Having more than 100,000 downloads to date, SIFT continues to be a widely used open-source forensic and incident response tool.
New key features Include:
- Ubuntu LTS 16.04 Base
- 64-bit base system
- Auto-DFIR package update and customization
- VMware appliance ready to tackle forensics
- Cross-compatibility between Windows and Linux
- Choice to install stand-alone via (.iso) or use via VMware Player/Workstation
- Online documentation project athttp://sift.readthedocs.org/
Pros: Better utilization of memory, modern forensic tools and techniques, expanded file system support.
Sleuth Kit Autopsy
Autopsy is a digital forensics platform that efficiently analyzes smartphones and hard disks. It is used worldwide by a large number of users, including law enforcement agencies, the military, and corporations to carry out investigations on a computer system. It has an easy-to-use interface, processes data fast, and is cost-effective. Sleuth Kit is a collection that consists of command line tools and a C library allowing the analysis of disk images and file recovery. It is used at the back end in the Autopsy tool.
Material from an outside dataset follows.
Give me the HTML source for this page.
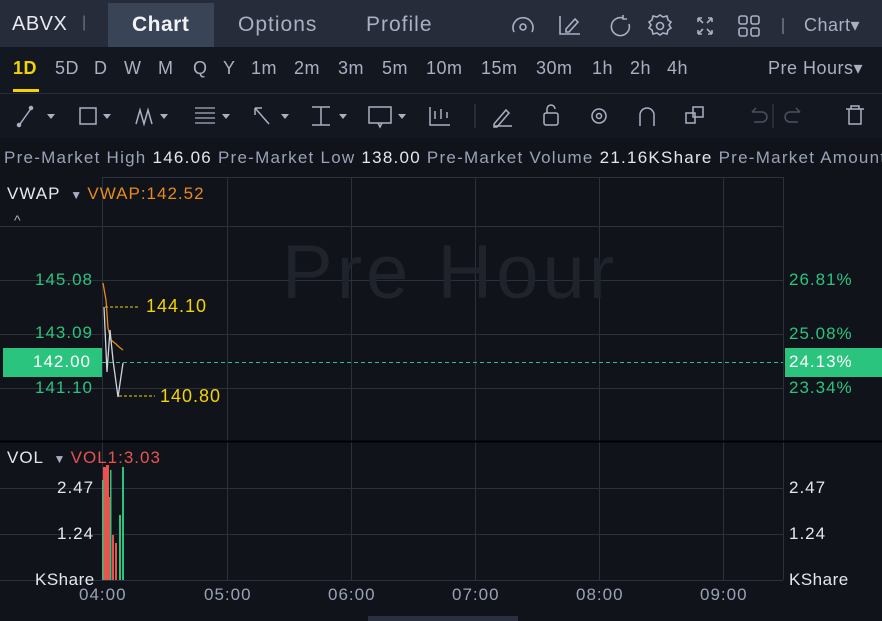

Key features of Autopsy include:
- Timeline Analysis—Advanced interface for graphical event viewing.
- Hash Filtering—Flags known bad files and overlooks known good files.
- Keyword Search—Indexed keyword search makes file search easier.
- Web Artifacts—Extracting bookmarks, history, and cookies from web browsers.
- Data Carving—Recovering deleted files from unallocated space by using PhotoRec.
- Multimedia—Extracting EXIF from pictures and watching videos.
- Compromise Indicators—Scanning a computer using STIX.
Pros: Good documentation and support
Cons: It requires special user skills because it is based on Unix.
Oxygen Forensic Suite
Available in free and professional versions, this forensics tool helps you to collect evidence from a mobile phone. It collects all device information such as serial number, IMEI, OS, etc., and recovers messages, contacts and call logs. Its file browser feature enables you to have access to and analyze photos, documents, videos and device database.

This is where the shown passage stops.